2015 GSA Annual Meeting in Baltimore, Maryland, USA (1-4 November 2015)

Paper No. 210-94
Presentation Time: 9:00 AM-6:30 PM


BROWN, Elise1, RISSO, Branden R.2 and MCCLELLAN, Elizabeth1, (1)Department of Geology, Radford Univ, P.O. Box 6939, Radford, VA 24142, (2)Department of Geology, Radford University, P.O. Box 6939, Radford, VA 24142, ebrown15@radford.edu

In the Blue Ridge of the Appalachian mountain chain in SW Virginia, Mesoproterozoic basement (~1.3 to 1.0 Ga) is overlain noncomformably by the Neoproterozoic Mount Rogers Formation (MRF), which represents volcanism and sedimentation in an initial stage of continental rifting of the eastern Laurentian margin of Rodinia. The MRF volcanic and sedimentary deposits are regionally separated into an upper volcanic sequence consisting of rhyolitic lavas and pyroclastic flows, and a more diverse lower sequence of bimodal volcanic rocks and alluvial fan conglomerates and arkoses. The conglomerates are dominated by rhyolite and granitoid clasts, which generally are interpreted to have been sourced from the MRF and the basement granitoids, respectively. Rhyolites in the MRF have been dated at ~750-759 Ma. In the region, no exposed bedrock has been dated within the age gap between ~1.0 and 0.76 Ga. Recent U-Pb zircon dating of rhyolite clasts in the MRF conglomerate, however, has yielded three age populations of clasts at 780-770 Ma, 764-756 Ma, and 748-755 Ma. In addition, a pink granite clast yielded a U-Pb zircon age of 779.5 +/- 11 Ma. The conglomerates contain various plutonic igneous clasts, but the dominant type in all outcrops is the pink granite variety.

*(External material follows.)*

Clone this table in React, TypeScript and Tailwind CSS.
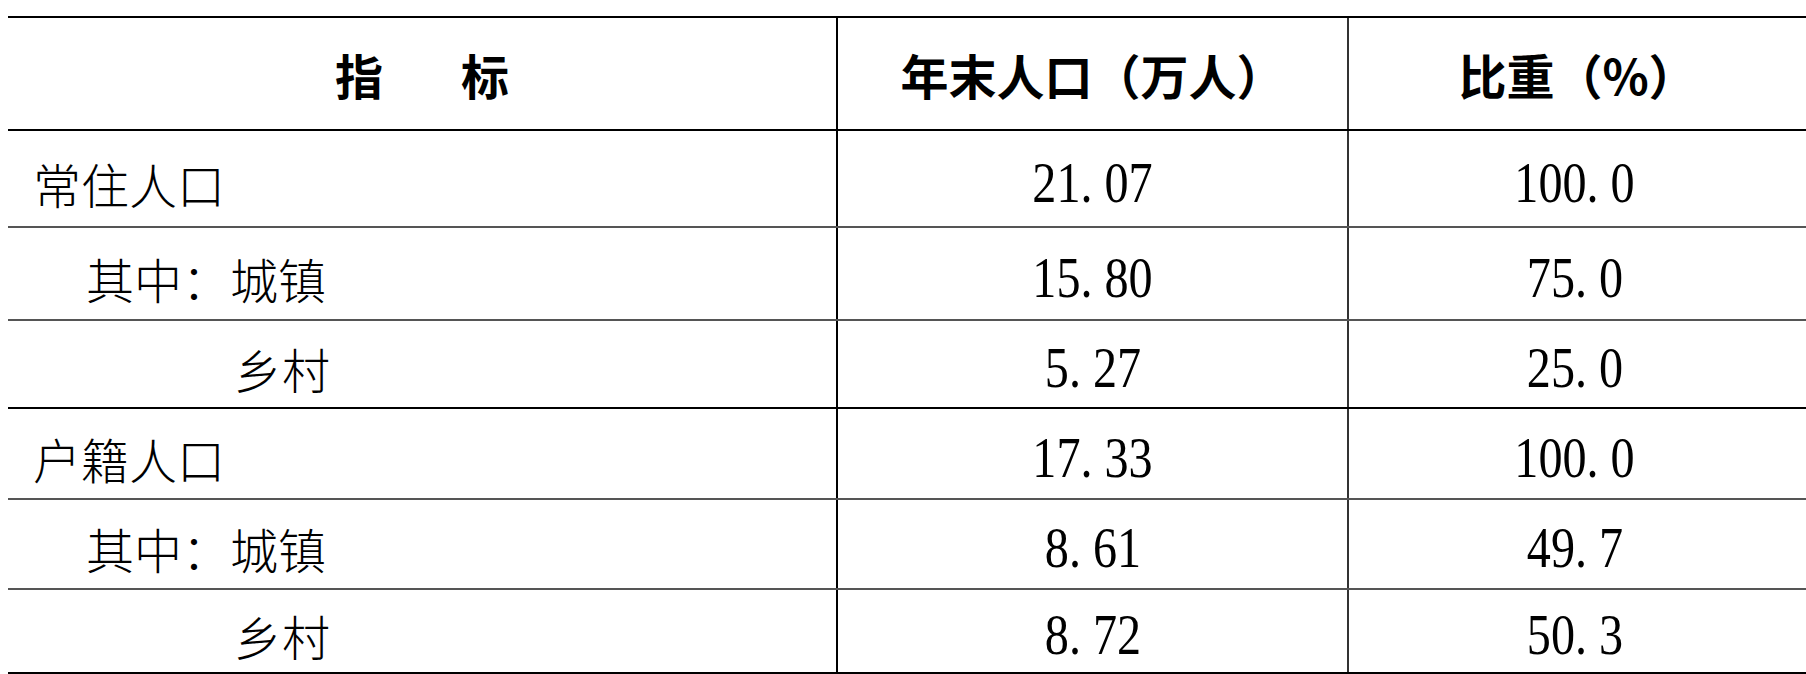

Our preliminary study focuses on investigating the granite clasts in the conglomerates using petrographic comparison of the pink granite clasts in the MRF conglomerates with our existing basement granitoid samples. With the recent dating of the pink granite clast as ~780 Ma, our study tests the previous interpretation that the pink granite clasts in the MRF conglomerates originate from the basement. Using the IUGS classification, our basement granitoids plot as tonalite and granodiorite, whereas granite clasts plot as granite and alkali feldspar granite. This is an early step in gaining insight as to whether the clasts are related to the Mesoproterozoic basement or another event that took place around the 780 Ma timeline. Our ongoing study will focus on systematically sampling basement granites for comparison with MRF conglomerate clasts, as well as those in the overlying glaciogenic deposits of the Konnarock Fm.